• [What is required]
All of the data should be repeated exactly; pictures are not part of the copy.
BEGIN Information shown
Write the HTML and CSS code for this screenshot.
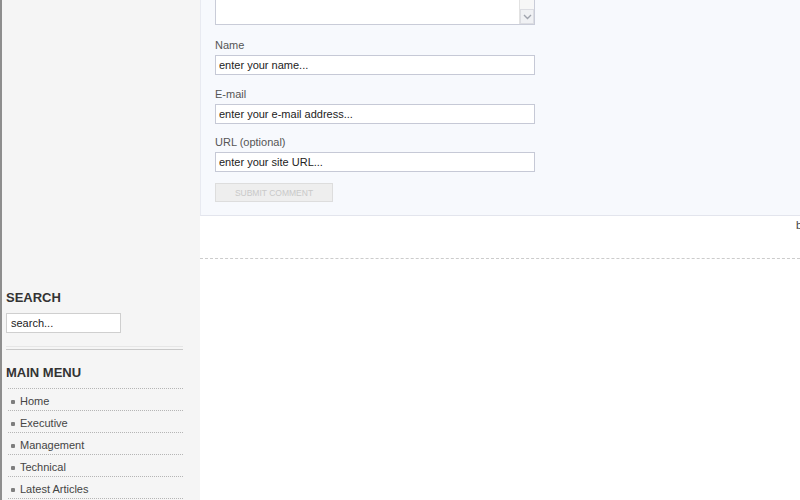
FILE: index.html
```html
<!DOCTYPE html>
<html lang="en">
<head>
<meta charset="utf-8">
<title>Comment form</title>
<link rel="stylesheet" href="styles.css">
</head>
<body>
<div class="page">
  <aside class="sidebar">
    <div class="module">
      <h3 class="module-title">SEARCH</h3>
      <input class="search-input" type="text" value="search...">
    </div>
    <div class="sep"></div>
    <div class="module">
      <h3 class="module-title title-menu">MAIN MENU</h3>
      <ul class="menu">
        <li>Home</li>
        <li>Executive</li>
        <li>Management</li>
        <li>Technical</li>
        <li>Latest Articles</li>
      </ul>
    </div>
  </aside>
  <main class="content">
    <form class="comment-box">
      <div class="textarea-wrap">
        <textarea class="comment-text"></textarea>
        <div class="scrollbar">
          <span class="sb-down"><svg width="9" height="6" viewBox="0 0 9 6"><path d="M1 1 L4.5 4.5 L8 1" fill="none" stroke="#a0a4ae" stroke-width="1.4"/></svg></span>
        </div>
      </div>
      <div class="field first">
        <label class="field-label">Name</label>
        <input class="field-input" type="text" value="enter your name...">
      </div>
      <div class="field">
        <label class="field-label">E-mail</label>
        <input class="field-input" type="text" value="enter your e-mail address...">
      </div>
      <div class="field">
        <label class="field-label">URL (optional)</label>
        <input class="field-input" type="text" value="enter your site URL...">
      </div>
      <button class="submit" type="button" disabled>SUBMIT COMMENT</button>
    </form>
    <div class="backtop">back to top</div>
    <div class="divider"></div>
  </main>
</div>
</body>
</html>
```
FILE: styles.css
```css
html, body {
  margin: 0;
  padding: 0;
  height: 100%;
  overflow: hidden;
}
body {
  font-family: "Liberation Sans", Arial, sans-serif;
  font-size: 11px;
  color: #333;
  background: #fff;
}
.page {
  display: flex;
  height: 500px;
}
.sidebar {
  width: 200px;
  flex: none;
  box-sizing: border-box;
  border-left: 2px solid #8e8e8e;
  background: #f5f5f5;
  padding: 290px 17px 0 4px;
}
.module-title {
  margin: 0;
  font-size: 13px;
  line-height: 16px;
  font-weight: bold;
  color: #333;
}
.search-input {
  display: block;
  margin-top: 7px;
  width: 115px;
  height: 20px;
  box-sizing: border-box;
  border: 1px solid #cfcfcf;
  background: #fff;
  padding: 0 4px;
  font-family: "Liberation Sans", Arial, sans-serif;
  font-size: 11px;
  color: #222;
  outline: none;
}
.sep {
  margin-top: 13px;
  height: 2px;
  border-top: 1px solid #e6e6e6;
  border-bottom: 1px solid #c9c9c9;
}
.title-menu {
  margin-top: 15px;
}
.menu {
  list-style: none;
  margin: 7px 0 0 2px;
  padding: 0;
}
.menu li {
  display: flex;
  align-items: flex-start;
  border-top: 1px dotted #b5b5b5;
  padding: 4px 0 0 0;
  height: 17px;
  line-height: 16px;
  color: #444;
  font-size: 11px;
}
.menu li::before {
  content: "";
  width: 4px;
  height: 4px;
  border-radius: 1px;
  background: #7e7e7e;
  margin: 7px 5px 0 3px;
  flex: none;
}
.menu li:last-child {
  border-bottom: 1px dotted #b5b5b5;
}
.content {
  flex: 1;
  min-width: 0;
  overflow: hidden;
  background: #fff;
}
.comment-box {
  margin: 0;
  background: #f7f9fd;
  border-left: 1px solid #e8eaf1;
  border-bottom: 1px solid #e3e5ed;
  padding: 0 14px 13px;
}
.textarea-wrap {
  display: flex;
  width: 320px;
  height: 85px;
  margin-top: -60px;
  box-sizing: border-box;
  border: 1px solid #c9ccd8;
  background: #fff;
}
.comment-text {
  flex: 1;
  border: none;
  resize: none;
  outline: none;
  background: #fff;
  margin: 0;
  padding: 2px;
}
.scrollbar {
  width: 14px;
  flex: none;
  display: flex;
  flex-direction: column;
  justify-content: flex-end;
  background: #f7f7f7;
  border-left: 1px solid #e2e2e2;
}
.sb-down {
  display: flex;
  align-items: center;
  justify-content: center;
  height: 15px;
  box-sizing: border-box;
  border: 1px solid #dcdde2;
  background: #f0f1f4;
}
.field {
  margin-bottom: 11.5px;
}
.field.first {
  margin-top: 13px;
}
.field-label {
  display: block;
  line-height: 15px;
  margin-bottom: 2px;
  color: #555;
  font-size: 11px;
}
.field-input {
  display: block;
  width: 320px;
  height: 20px;
  box-sizing: border-box;
  border: 1px solid #c6c9d6;
  background: #fff;
  padding: 0 3px;
  font-family: "Liberation Sans", Arial, sans-serif;
  font-size: 11px;
  color: #222;
  outline: none;
}
.submit {
  display: block;
  margin-top: -0.5px;
  width: 118px;
  height: 19px;
  padding: 0;
  border: 1px solid #dddddd;
  background: #eeeeee;
  color: #c9c9c9;
  font-family: "Liberation Sans", Arial, sans-serif;
  font-size: 8.5px;
}
.backtop {
  margin-top: 2px;
  padding-left: 596px;
  white-space: nowrap;
  line-height: 14px;
  color: #444;
  font-size: 11px;
}
.divider {
  margin-top: 26px;
  border-top: 1px dashed #cccccc;
}
```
END Information shown
• [Response below]
Write the HTML and CSS code for this screenshot.
FILE: index.html
```html
<!DOCTYPE html>
<html lang="en">
<head>
<meta charset="utf-8">
<title>Comment form</title>
<link rel="stylesheet" href="styles.css">
</head>
<body>
<div class="page">
  <aside class="sidebar">
    <div class="module">
      <h3 class="module-title">SEARCH</h3>
      <input class="search-input" type="text" value="search...">
    </div>
    <div class="sep"></div>
    <div class="module">
      <h3 class="module-title title-menu">MAIN MENU</h3>
      <ul class="menu">
        <li>Home</li>
        <li>Executive</li>
        <li>Management</li>
        <li>Technical</li>
        <li>Latest Articles</li>
      </ul>
    </div>
  </aside>
  <main class="content">
    <form class="comment-box">
      <div class="textarea-wrap">
        <textarea class="comment-text"></textarea>
        <div class="scrollbar">
          <span class="sb-down"><svg width="9" height="6" viewBox="0 0 9 6"><path d="M1 1 L4.5 4.5 L8 1" fill="none" stroke="#a0a4ae" stroke-width="1.4"/></svg></span>
        </div>
      </div>
      <div class="field first">
        <label class="field-label">Name</label>
        <input class="field-input" type="text" value="enter your name...">
      </div>
      <div class="field">
        <label class="field-label">E-mail</label>
        <input class="field-input" type="text" value="enter your e-mail address...">
      </div>
      <div class="field">
        <label class="field-label">URL (optional)</label>
        <input class="field-input" type="text" value="enter your site URL...">
      </div>
      <button class="submit" type="button" disabled>SUBMIT COMMENT</button>
    </form>
    <div class="backtop">back to top</div>
    <div class="divider"></div>
  </main>
</div>
</body>
</html>
```
FILE: styles.css
```css
html, body {
  margin: 0;
  padding: 0;
  height: 100%;
  overflow: hidden;
}
body {
  font-family: "Liberation Sans", Arial, sans-serif;
  font-size: 11px;
  color: #333;
  background: #fff;
}
.page {
  display: flex;
  height: 500px;
}
.sidebar {
  width: 200px;
  flex: none;
  box-sizing: border-box;
  border-left: 2px solid #8e8e8e;
  background: #f5f5f5;
  padding: 290px 17px 0 4px;
}
.module-title {
  margin: 0;
  font-size: 13px;
  line-height: 16px;
  font-weight: bold;
  color: #333;
}
.search-input {
  display: block;
  margin-top: 7px;
  width: 115px;
  height: 20px;
  box-sizing: border-box;
  border: 1px solid #cfcfcf;
  background: #fff;
  padding: 0 4px;
  font-family: "Liberation Sans", Arial, sans-serif;
  font-size: 11px;
  color: #222;
  outline: none;
}
.sep {
  margin-top: 13px;
  height: 2px;
  border-top: 1px solid #e6e6e6;
  border-bottom: 1px solid #c9c9c9;
}
.title-menu {
  margin-top: 15px;
}
.menu {
  list-style: none;
  margin: 7px 0 0 2px;
  padding: 0;
}
.menu li {
  display: flex;
  align-items: flex-start;
  border-top: 1px dotted #b5b5b5;
  padding: 4px 0 0 0;
  height: 17px;
  line-height: 16px;
  color: #444;
  font-size: 11px;
}
.menu li::before {
  content: "";
  width: 4px;
  height: 4px;
  border-radius: 1px;
  background: #7e7e7e;
  margin: 7px 5px 0 3px;
  flex: none;
}
.menu li:last-child {
  border-bottom: 1px dotted #b5b5b5;
}
.content {
  flex: 1;
  min-width: 0;
  overflow: hidden;
  background: #fff;
}
.comment-box {
  margin: 0;
  background: #f7f9fd;
  border-left: 1px solid #e8eaf1;
  border-bottom: 1px solid #e3e5ed;
  padding: 0 14px 13px;
}
.textarea-wrap {
  display: flex;
  width: 320px;
  height: 85px;
  margin-top: -60px;
  box-sizing: border-box;
  border: 1px solid #c9ccd8;
  background: #fff;
}
.comment-text {
  flex: 1;
  border: none;
  resize: none;
  outline: none;
  background: #fff;
  margin: 0;
  padding: 2px;
}
.scrollbar {
  width: 14px;
  flex: none;
  display: flex;
  flex-direction: column;
  justify-content: flex-end;
  background: #f7f7f7;
  border-left: 1px solid #e2e2e2;
}
.sb-down {
  display: flex;
  align-items: center;
  justify-content: center;
  height: 15px;
  box-sizing: border-box;
  border: 1px solid #dcdde2;
  background: #f0f1f4;
}
.field {
  margin-bottom: 11.5px;
}
.field.first {
  margin-top: 13px;
}
.field-label {
  display: block;
  line-height: 15px;
  margin-bottom: 2px;
  color: #555;
  font-size: 11px;
}
.field-input {
  display: block;
  width: 320px;
  height: 20px;
  box-sizing: border-box;
  border: 1px solid #c6c9d6;
  background: #fff;
  padding: 0 3px;
  font-family: "Liberation Sans", Arial, sans-serif;
  font-size: 11px;
  color: #222;
  outline: none;
}
.submit {
  display: block;
  margin-top: -0.5px;
  width: 118px;
  height: 19px;
  padding: 0;
  border: 1px solid #dddddd;
  background: #eeeeee;
  color: #c9c9c9;
  font-family: "Liberation Sans", Arial, sans-serif;
  font-size: 8.5px;
}
.backtop {
  margin-top: 2px;
  padding-left: 596px;
  white-space: nowrap;
  line-height: 14px;
  color: #444;
  font-size: 11px;
}
.divider {
  margin-top: 26px;
  border-top: 1px dashed #cccccc;
}
```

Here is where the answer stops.